Distillation trainer optimizes student models using soft targets from teacher inference. Temperature controller adjusts softmax temperature for optimal knowledge transfer. Layer matcher aligns selected intermediate representations between teacher and student. Benchmark runner compares student against teacher on evaluation datasets.

How to Use It?

Basic Usage

import torch
import torch.nn as nn
import torch.nn\
  .functional as F

class DistillationLoss(
    nn.Module):
  def __init__(
    self,
    temperature: float
      = 4.0,
    alpha: float = 0.7
  ):
    super().__init__()
    self.T = temperature
    self.alpha = alpha
    self.ce = (
      nn.CrossEntropyLoss())

  def forward(
    self,
    student_logits,
    teacher_logits,
    labels
  ):
    soft_loss = F.kl_div(
      F.log_softmax(
        student_logits
        / self.T,
        dim=-1),
      F.softmax(
        teacher_logits
        / self.T,
        dim=-1),
      reduction='batchmean'
    ) * (self.T ** 2)

    hard_loss = self.ce(
      student_logits,
      labels)

    return (
      self.alpha
      * soft_loss
      + (1 - self.alpha)
      * hard_loss)

Real-World Examples

class DistillTrainer:
  def __init__(
    self,
    teacher: nn.Module,
    student: nn.Module,
    temperature: float
      = 4.0,
    alpha: float = 0.7,
    lr: float = 1e-4
  ):
    self.teacher = teacher
    self.student = student
    self.criterion = (
      DistillationLoss(
        temperature,
        alpha))
    self.optimizer = (
      torch.optim.AdamW(
        student.parameters(),
        lr=lr))
    self.teacher.eval()

  def train_step(
    self,
    inputs,
    labels
  ) -> float:
    with torch.no_grad():
      teacher_out = (
        self.teacher(
          inputs))
    student_out = (
      self.student(inputs))
    loss = self.criterion(
      student_out,
      teacher_out,
      labels)
    self.optimizer\
      .zero_grad()
    loss.backward()
    self.optimizer.step()
    return loss.item()

Advanced Tips

Sweep temperature values from 1 to 20 on a validation set to find the setting that maximizes student performance for the specific task.

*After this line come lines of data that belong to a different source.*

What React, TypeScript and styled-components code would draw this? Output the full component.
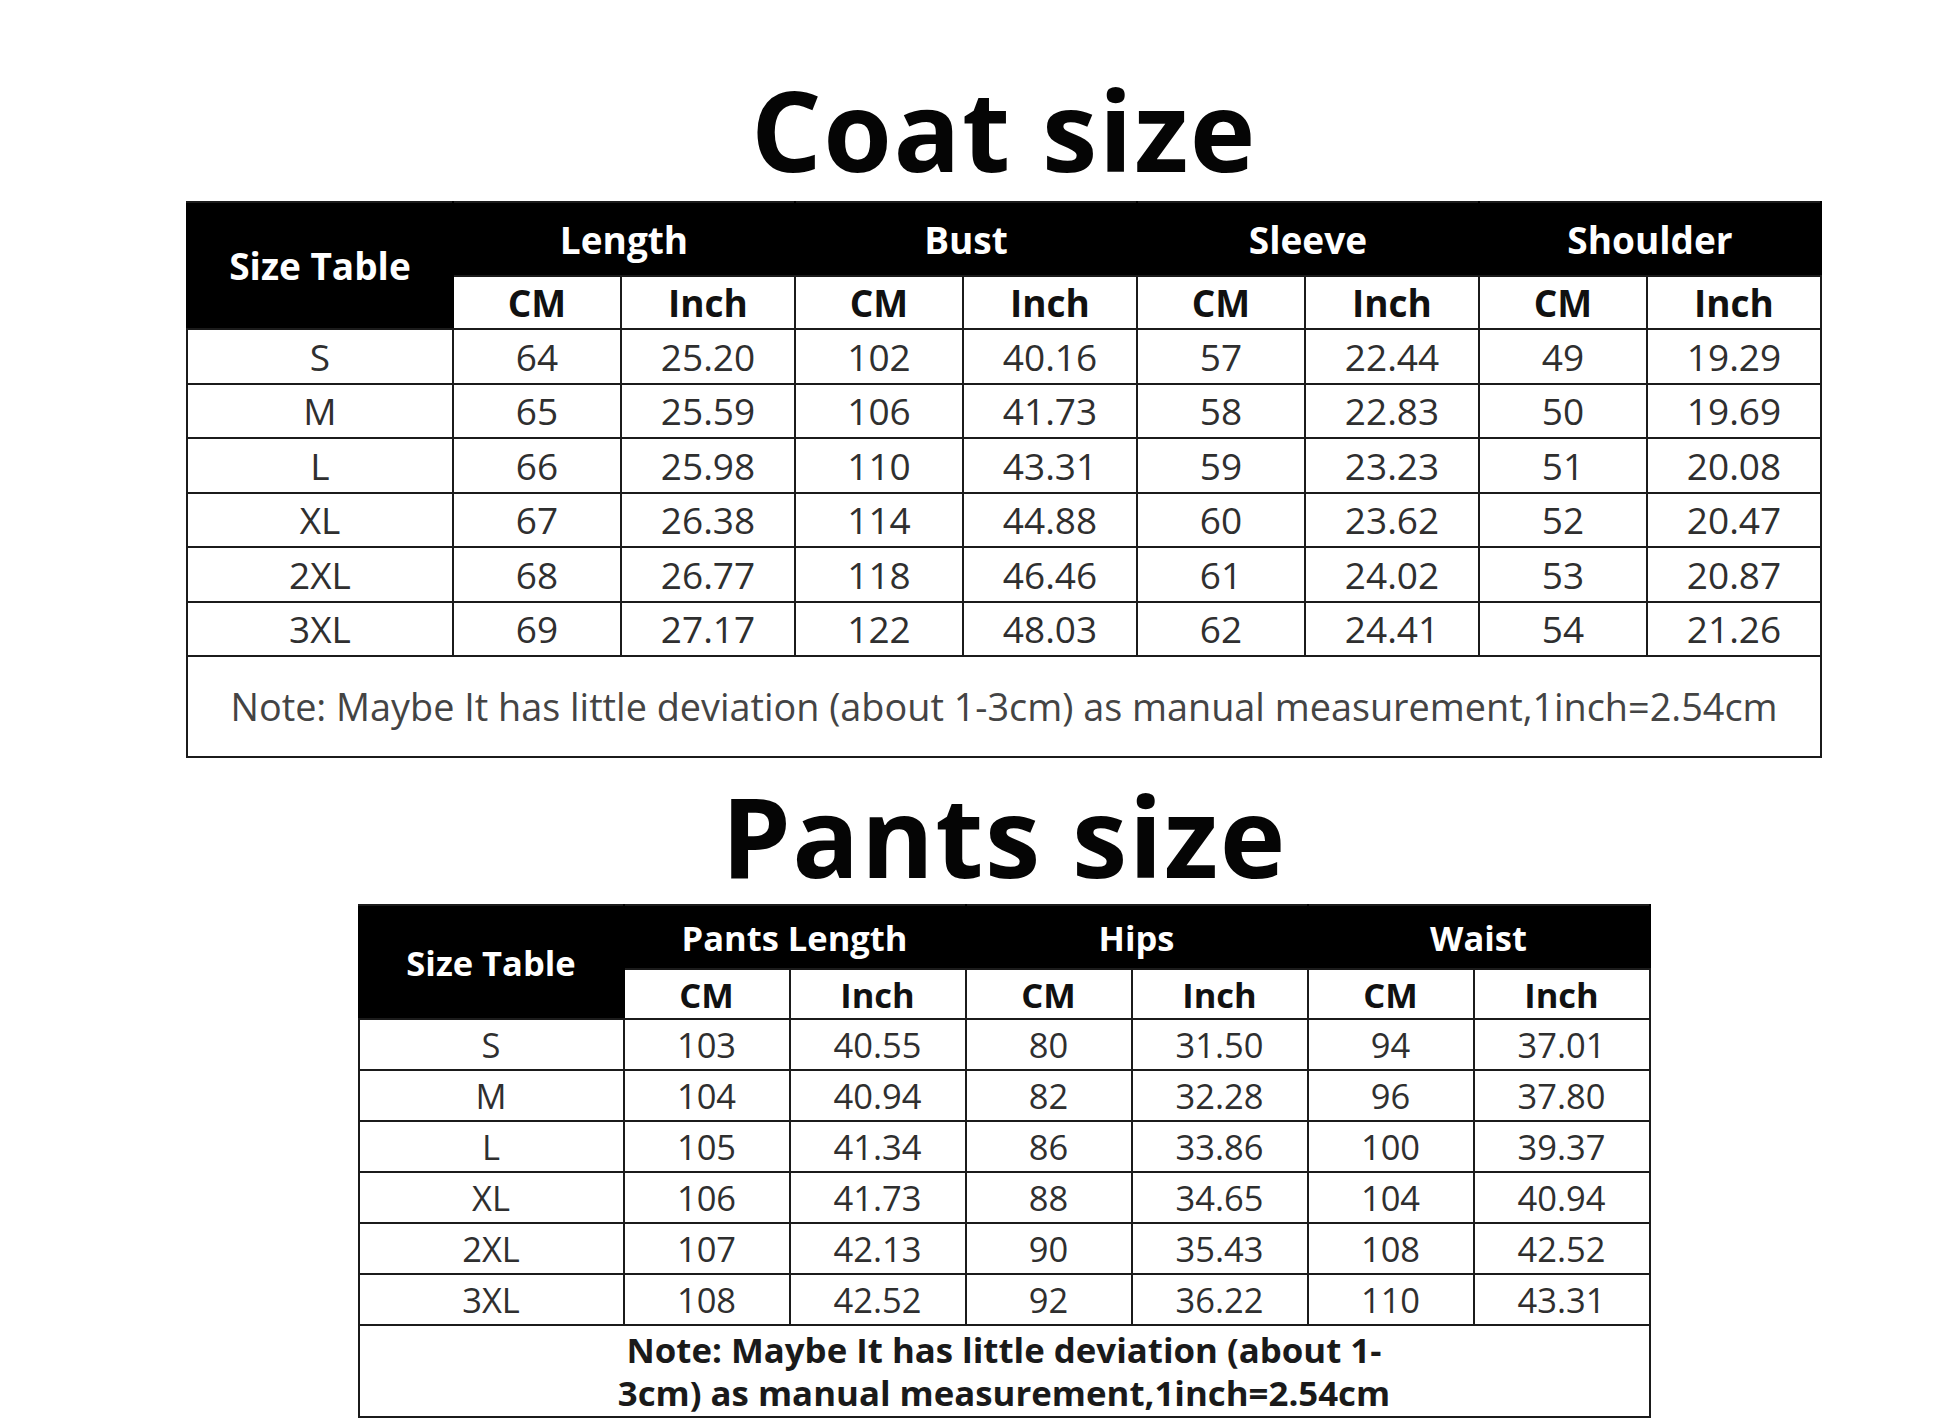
import styled, { createGlobalStyle } from "styled-components";

const GlobalStyle = createGlobalStyle`
  html, body {
    margin: 0;
    padding: 0;
    background: #fff;
  }
  body {
    font-family: "Open Sans", "Liberation Sans", sans-serif;
  }
`;

const Page = styled.div`
  width: 1946px;
  box-sizing: border-box;
  padding: 74px 0 0 62px;
  display: flex;
  flex-direction: column;
  align-items: center;
`;

const Title = styled.h1<{ $gapTop: number; $gapBottom: number }>`
  margin: ${(p) => p.$gapTop}px 0 ${(p) => p.$gapBottom}px 0;
  font-family: "Open Sans", sans-serif;
  font-weight: 700;
  font-size: 111px;
  line-height: 110px;
  color: #050505;
  letter-spacing: 1.5px;
`;

const Table = styled.table<{ $font: number }>`
  border-collapse: collapse;
  table-layout: fixed;
  border: 2px solid #1b1b1b;
  font-family: "Open Sans", sans-serif;
  font-size: ${(p) => p.$font}px;
  text-align: center;

  td,
  th {
    border: 2px solid #1b1b1b;
    padding: 0;
  }
`;

const Row = styled.tr<{ $h: number }>`
  height: ${(p) => p.$h}px;
`;

const GroupHead = styled.th`
  background: #000;
  color: #fff;
  font-weight: 700;
  border-left-color: #000 !important;
  border-right-color: #000 !important;
`;

const UnitHead = styled.th`
  background: #fff;
  color: #111;
  font-weight: 700;
`;

const Cell = styled.td`
  color: #2f2f2f;
  font-weight: 400;
`;

const NoteCell = styled.td<{ $bold?: boolean }>`
  color: ${(p) => (p.$bold ? "#1a1a1a" : "#444")};
  font-weight: ${(p) => (p.$bold ? 700 : 400)};
`;

const NoteText = styled.div<{ $max: number; $lh: number; $font: number }>`
  max-width: ${(p) => p.$max}px;
  margin: 0 auto;
  font-size: ${(p) => p.$font}px;
  line-height: ${(p) => p.$lh}px;
`;

type Chart = {
  groups: string[];
  rows: (string | number)[][];
  note: string;
  sizeCol: number;
  cmCol: number;
  inchCol: number;
  font: number;
  noteFont: number;
  h1: number;
  h2: number;
  rowH: number;
  noteH: number;
  noteBold?: boolean;
  noteMax: number;
  noteLh: number;
};

const SizeChart = ({ chart }: { chart: Chart }) => {
  const units = chart.groups.flatMap(() => ["CM", "Inch"]);
  return (
    <Table $font={chart.font}>
      <colgroup>
        <col style={{ width: chart.sizeCol }} />
        {units.map((u, i) => (
          <col key={i} style={{ width: u === "CM" ? chart.cmCol : chart.inchCol }} />
        ))}
      </colgroup>
      <thead>
        <Row $h={chart.h1}>
          <GroupHead rowSpan={2}>Size Table</GroupHead>
          {chart.groups.map((g) => (
            <GroupHead key={g} colSpan={2}>
              {g}
            </GroupHead>
          ))}
        </Row>
        <Row $h={chart.h2}>
          {units.map((u, i) => (
            <UnitHead key={i}>{u}</UnitHead>
          ))}
        </Row>
      </thead>
      <tbody>
        {chart.rows.map((r) => (
          <Row $h={chart.rowH} key={r[0]}>
            {r.map((v, i) => (
              <Cell key={i}>{v}</Cell>
            ))}
          </Row>
        ))}
        <Row $h={chart.noteH}>
          <NoteCell colSpan={units.length + 1} $bold={chart.noteBold}>
            <NoteText $max={chart.noteMax} $lh={chart.noteLh} $font={chart.noteFont}>
              {chart.note}
            </NoteText>
          </NoteCell>
        </Row>
      </tbody>
    </Table>
  );
};

const note =
  "Note: Maybe It has little deviation (about 1-3cm) as manual measurement,1inch=2.54cm";

const coat: Chart = {
  groups: ["Length", "Bust", "Sleeve", "Shoulder"],
  rows: [
    ["S", 64, "25.20", 102, "40.16", 57, "22.44", 49, "19.29"],
    ["M", 65, "25.59", 106, "41.73", 58, "22.83", 50, "19.69"],
    ["L", 66, "25.98", 110, "43.31", 59, "23.23", 51, "20.08"],
    ["XL", 67, "26.38", 114, "44.88", 60, "23.62", 52, "20.47"],
    ["2XL", 68, "26.77", 118, "46.46", 61, "24.02", 53, "20.87"],
    ["3XL", 69, "27.17", 122, "48.03", 62, "24.41", 54, "21.26"],
  ],
  note,
  sizeCol: 266,
  cmCol: 168,
  inchCol: 174,
  font: 37,
  noteFont: 37.8,
  h1: 74,
  h2: 53,
  rowH: 54.5,
  noteH: 101,
  noteMax: 1620,
  noteLh: 50,
};

const pants: Chart = {
  groups: ["Pants Length", "Hips", "Waist"],
  rows: [
    ["S", 103, "40.55", 80, "31.50", 94, "37.01"],
    ["M", 104, "40.94", 82, "32.28", 96, "37.80"],
    ["L", 105, "41.34", 86, "33.86", 100, "39.37"],
    ["XL", 106, "41.73", 88, "34.65", 104, "40.94"],
    ["2XL", 107, "42.13", 90, "35.43", 108, "42.52"],
    ["3XL", 108, "42.52", 92, "36.22", 110, "43.31"],
  ],
  note,
  sizeCol: 265,
  cmCol: 166,
  inchCol: 176,
  font: 34.5,
  noteFont: 34.8,
  h1: 64,
  h2: 50,
  rowH: 51,
  noteH: 92,
  noteBold: true,
  noteMax: 810,
  noteLh: 43,
};

export default function App() {
  return (
    <>
      <GlobalStyle />
      <Page>
        <Title $gapTop={0} $gapBottom={17}>
          Coat size
        </Title>
        <SizeChart chart={coat} />
        <Title $gapTop={22} $gapBottom={14}>
          Pants size
        </Title>
        <SizeChart chart={pants} />
      </Page>
    </>
  );
}
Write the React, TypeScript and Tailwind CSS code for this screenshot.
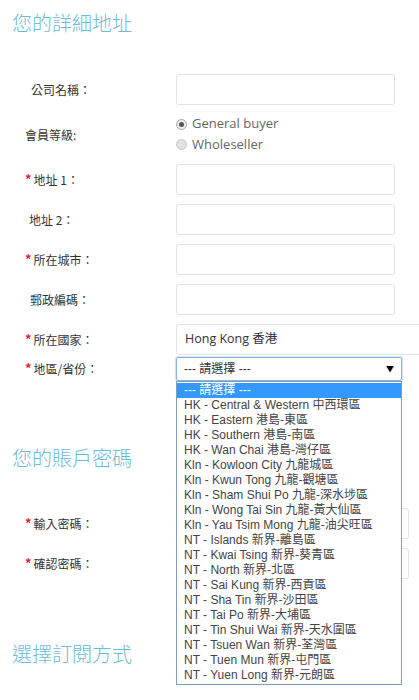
import React from 'react';

const cjk = "font-['Noto_Sans_CJK_TC','Noto_Sans',sans-serif]";

const regions: string[] = [
  '--- 請選擇 ---',
  'HK - Central & Western 中西環區',
  'HK - Eastern 港島-東區',
  'HK - Southern 港島-南區',
  'HK - Wan Chai 港島-灣仔區',
  'Kln - Kowloon City 九龍城區',
  'Kln - Kwun Tong 九龍-觀塘區',
  'Kln - Sham Shui Po 九龍-深水埗區',
  'Kln - Wong Tai Sin 九龍-黃大仙區',
  'Kln - Yau Tsim Mong 九龍-油尖旺區',
  'NT - Islands 新界-離島區',
  'NT - Kwai Tsing 新界-葵青區',
  'NT - North 新界-北區',
  'NT - Sai Kung 新界-西貢區',
  'NT - Sha Tin 新界-沙田區',
  'NT - Tai Po 新界-大埔區',
  'NT - Tin Shui Wai 新界-天水圍區',
  'NT - Tsuen Wan 新界-荃灣區',
  'NT - Tuen Mun 新界-屯門區',
  'NT - Yuen Long 新界-元朗區'
];

const Label = ({ text, required, pad }: { text: string; required?: boolean; pad: string }) => (
  <div className={`w-[176px] shrink-0 flex items-center text-[12px] text-[#333] ${pad}`}>
    {required && <span className="text-[#e0262b] text-[13px] font-bold mr-[2px] -mt-[2px]">*</span>}
    <span>{text}</span>
  </div>
);

const Field = ({ label, required, pad }: { label: string; required?: boolean; pad: string }) => (
  <div className="flex items-center h-[31px]">
    <Label text={label} required={required} pad={pad} />
    <div className="w-[219px] h-[31px] border border-[#e3e3e3] rounded-[3px] bg-white" />
  </div>
);

const Heading = ({ children, className }: { children: React.ReactNode; className: string }) => (
  <h2 className={`pl-3 text-[20px] leading-[24px] font-extralight text-[#6cbcd7] ${className}`}>{children}</h2>
);

const App = () => {
  return (
    <div className={`relative w-[419px] h-[700px] overflow-hidden bg-white ${cjk}`}>
      <Heading className="pt-[11px]">您的詳細地址</Heading>

      <div className="mt-[39px] flex flex-col gap-[9px]">
        <Field label="公司名稱：" pad="pl-[31px]" />

        <div className="flex items-center h-[41px]">
          <Label text="會員等級:" pad="pl-[25px]" />
          <div className="flex flex-col font-['Open_Sans',sans-serif] text-[13px] text-[#666]">
            <div className="flex items-center gap-[5px] h-[20px]">
              <span className="w-[11px] h-[11px] rounded-full border border-[#a8a8a8] bg-[#eee] flex items-center justify-center">
                <span className="w-[5px] h-[5px] rounded-full bg-[#555]" />
              </span>
              <span>General buyer</span>
            </div>
            <div className="flex items-center gap-[5px] h-[21px]">
              <span className="w-[11px] h-[11px] rounded-full border border-[#c8c8c8] bg-[#e2e2e2]" />
              <span>Wholeseller</span>
            </div>
          </div>
        </div>

        <Field label="地址 1：" required pad="pl-[25px]" />
        <Field label="地址 2：" pad="pl-[29px]" />
        <Field label="所在城市：" required pad="pl-[25px]" />
        <Field label="郵政編碼：" pad="pl-[30px]" />

        <div className="flex items-center h-[31px]">
          <Label text="所在國家：" required pad="pl-[25px]" />
          <div className="w-[260px] shrink-0 h-[31px] border border-[#e3e3e3] rounded-[3px] pl-[8px] flex items-center text-[12.5px] text-[#333]">
            <span className="font-['Open_Sans','Noto_Sans_CJK_TC',sans-serif]">Hong Kong 香港</span>
          </div>
        </div>
      </div>

      <div className="mt-[2px] flex items-center h-[24px]">
        <Label text="地區/省份：" required pad="pl-[25px]" />
        <div className="w-[226px] h-[24px] border border-[#8fb1e2] rounded-[2px] shadow-[0_0_0_1px_#d3e1f5] pl-[7px] pr-[7px] flex items-center justify-between text-[12px] text-[#333]">
          <span className="font-['Liberation_Sans','Noto_Sans_CJK_TC',sans-serif]">--- 請選擇 ---</span>
          <span className="text-[8px] text-black">▼</span>
        </div>
      </div>

      <Heading className="mt-[65px]">您的賬戶密碼</Heading>

      <div className="mt-[38px] flex flex-col gap-[9px]">
        <div className="flex items-center h-[31px]">
          <Label text="輸入密碼：" required pad="pl-[25px]" />
          <div className="w-[233px] h-[31px] border border-[#e3e3e3] rounded-[3px]" />
        </div>
        <div className="flex items-center h-[31px]">
          <Label text="確認密碼：" required pad="pl-[25px]" />
          <div className="w-[233px] h-[31px] border border-[#e3e3e3] rounded-[3px]" />
        </div>
      </div>

      <Heading className="mt-[63px]">選擇訂閱方式</Heading>

      <ul className="absolute left-[176px] top-[381px] w-[226px] border border-[#7f9db9] bg-white py-[1px] font-['Liberation_Sans','Noto_Sans_CJK_TC',sans-serif] text-[12px] text-[#444]">
        {regions.map((r, i) => (
          <li
            key={r}
            className={
              i === 0
                ? 'h-[15px] leading-[15px] pl-[7px] whitespace-nowrap bg-[#3399ff] text-white'
                : 'h-[15px] leading-[15px] pl-[7px] whitespace-nowrap'
            }
          >
            {r}
          </li>
        ))}
      </ul>
    </div>
  );
};

export default App;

Add intermediate layer distillation losses using projection layers when teacher and student have different hidden dimensions. Distill from an ensemble of teachers to provide richer soft targets than a single model.

When to Use It?

Use Cases

Compress a large classification model into a smaller version for mobile deployment with minimal accuracy loss. Train a fast student model from a powerful but slow teacher for latency-sensitive serving. Distill specific capabilities from a general-purpose model into a task-focused specialist.

Related Topics

Model compression, knowledge transfer, teacher-student training, temperature scaling, model optimization, neural network pruning, and edge deployment.

Important Notes

Requirements

PyTorch for model training and loss computation. Trained teacher model with inference capability. Training dataset for distillation with or without labels.

Usage Recommendations

Do: use a well-trained teacher model since distillation quality is bounded by teacher capability. Tune temperature and alpha loss weights on a validation set rather than using defaults. Evaluate on the target task rather than only on distillation loss metrics.

Don't: expect a very small student to match a much larger teacher since capacity gap limits distillation effectiveness. Skip the hard label loss component entirely as it provides useful ground truth signal. Distill from a teacher that is not yet converged which transfers noise.

Limitations

Student models with significantly fewer parameters will not fully recover teacher performance. Optimal distillation hyperparameters vary across tasks and model pairs requiring empirical tuning. Distillation training requires teacher inference on the full training set which adds computational cost.